There’s little about my life that should create a sense of fear. I’m in my early 30s. I have a good job as an editor at a business magazine in New Delhi. I am fortunate enough to live in an upscale gated community in a Delhi suburb – the kind of place that shields you from the daily exasperations of India’s power, water, traffic and noise pollution woes. I don’t even have to drive myself anymore – like many who are comfortably off in India, I have a driver. Yet, despite these considerable advantages, can I really describe myself as empowered? And more importantly – am I even free?
For a start, I don’t dare walk the few hundred feet to the nearby coffee shop near my home after 8 p.m. (Indeed, despite the wide, well-paved roads, it isn’t a pleasant walk at any time of the day). Too often, I don’t feel like I can stand at a crossing in Delhi and hail a cab without hunching my shoulders in hopes that my chest will be a little less obvious. And almost reflexively when on public transport, invisible antennae go up all over my body ready to sense the slightest unwanted touch or sign of harassment.

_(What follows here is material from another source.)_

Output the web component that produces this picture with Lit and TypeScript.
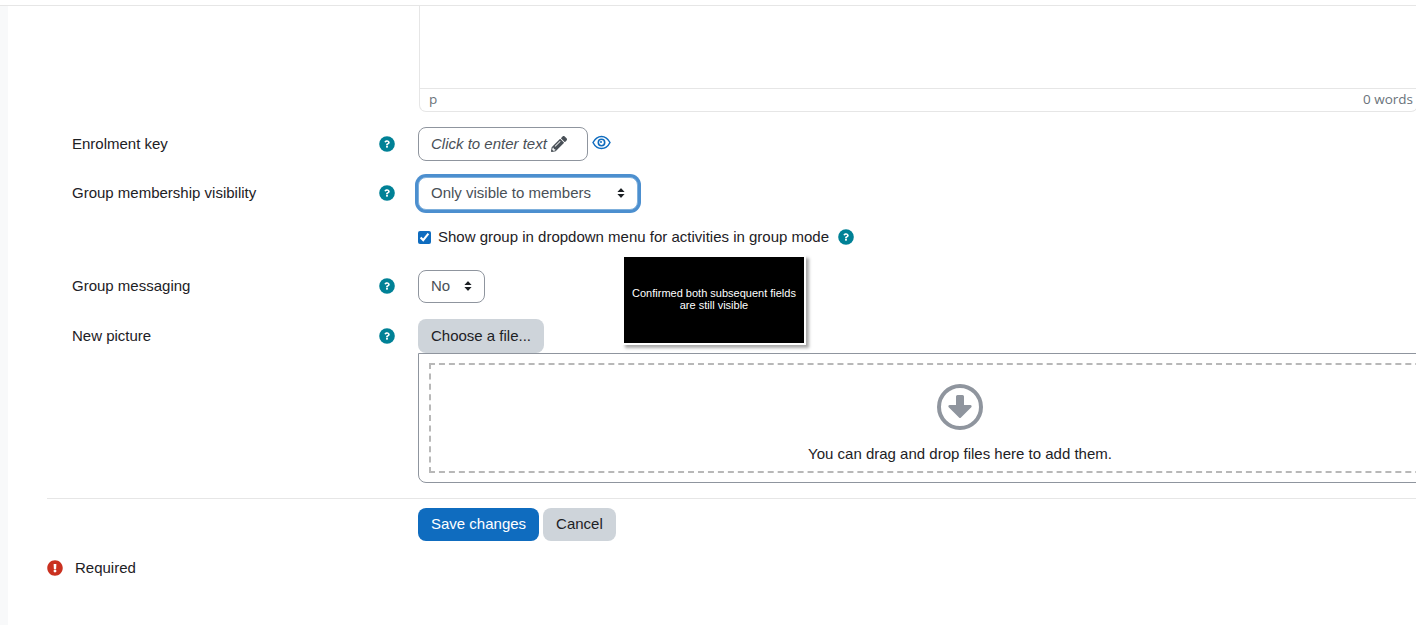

Even more annoying, why does my cell phone have to buzz with an almost suffocating stream of text messages from my family checking when I’ll be home every time I’m out after 10 p.m. – even when I’m in a car with a driver that we trust? If it’s like this for “privileged” me, what must it be like for the tens of thousands of women who use public transport every day in this city, or the many more tens of thousands across the country who don’t even have to leave their home to feel unsafe, mistreated or disempowered?
Of course, none of this is new – nor is it news to millions of Indian women. Sadly, such experiences had become so much a part of a woman’s day-to-day life here that many of us had stopped questioning the unfairness of how unsafe most of our cities are for women. Delhi, for example, has been dubbed the rape capital of India, with 17 percent of reported cases taking place here in 2011 according to official numbers that are believed to grossly underestimate the problem).
In many cases we have learned to accept that we should dress sensibly if we were going out, that we shouldn’t be “stupid” enough to want to stay out at night alone, and that we need to master the art of maneuvering our backpacks and handbags into a shield to protect our bodies on public transport.
But for me, at least, this lazy acceptance of the notion that this is just the way things work here was shattered by the gang rape of a 23-year-old girl in Delhi in December. If anything positive can come of this truly shocking, violent incident – one that made headlines across the globe – it is that it might have acted as a wake-up call to the many of us who had grown complacent.
As the sordid details of the incident – in which six men allegedly brutally raped a girl as she travelled home from a movie on a bus – were pored over in the media, I felt angry and almost ashamed to be Indian. What good is a growing economy or the world’s second largest military if half of the population can’t venture past their own doorstep without complete confidence?
We are the world’s largest democracy, yet tens of millions of us are treated like second class citizens – last year, the World Economic Forum ranked India 105th in the world in terms of economic opportunities and education for women. According to India’s most recent census, the literacy rate among women is about 65 percent, compared with more than 80 percent for men.
Fortunately, I was far from the only one shaken by December’s tragedy, and some tangible initiatives look like they may have been born from the public anger unleashed by the incident. As a member of the media, I found it encouraging that so many mainstream organizations took such strong editorial positions, and refused to let the story simply fade away. Indeed, there was a significant focus on the too often unreported crimes that take place against women on a daily basis.
More encouraging than the media outrage, though, may be the decision by the government-appointed Justice Verma Committee, which has spoken in an incredibly brave, non-moralizing and surprisingly plain way in laying out recommendations for changes to the laws that govern sexual crimes in India, including faster trials and punishments that fit the crimes. The committee has also proposed a Bill of Rights for Women.
Of course, these recommendations will inevitably have to navigate numerous delays and debate before they can be enshrined into law (if, indeed, this happens at all). And even once they are, it will take time for laws to translate into tangible changes in our police stations or district courts, which are supposedly the first custodians of justice, but so often end up being callous accomplices.
As I took part in a demonstration protest in Jantar Mantar, Delhi, following the gang rape, it became increasingly clear to me that Justice Verma can only try to help fix the official narrative surrounding women and crime, justice and rights. The more difficult – and sometimes uncomfortable – challenge is to alter mindsets and speak up. This means not just saying something when a bright young woman is gang raped and her innards torn out using an iron rod, but each and every time a girl or woman is treated unfairly in our homes, colleges and offices.
And for me, maybe by contributing to this fight, and speaking up instead of just accepting prejudice, I have a chance of finding greater empowerment. But am I really up to it?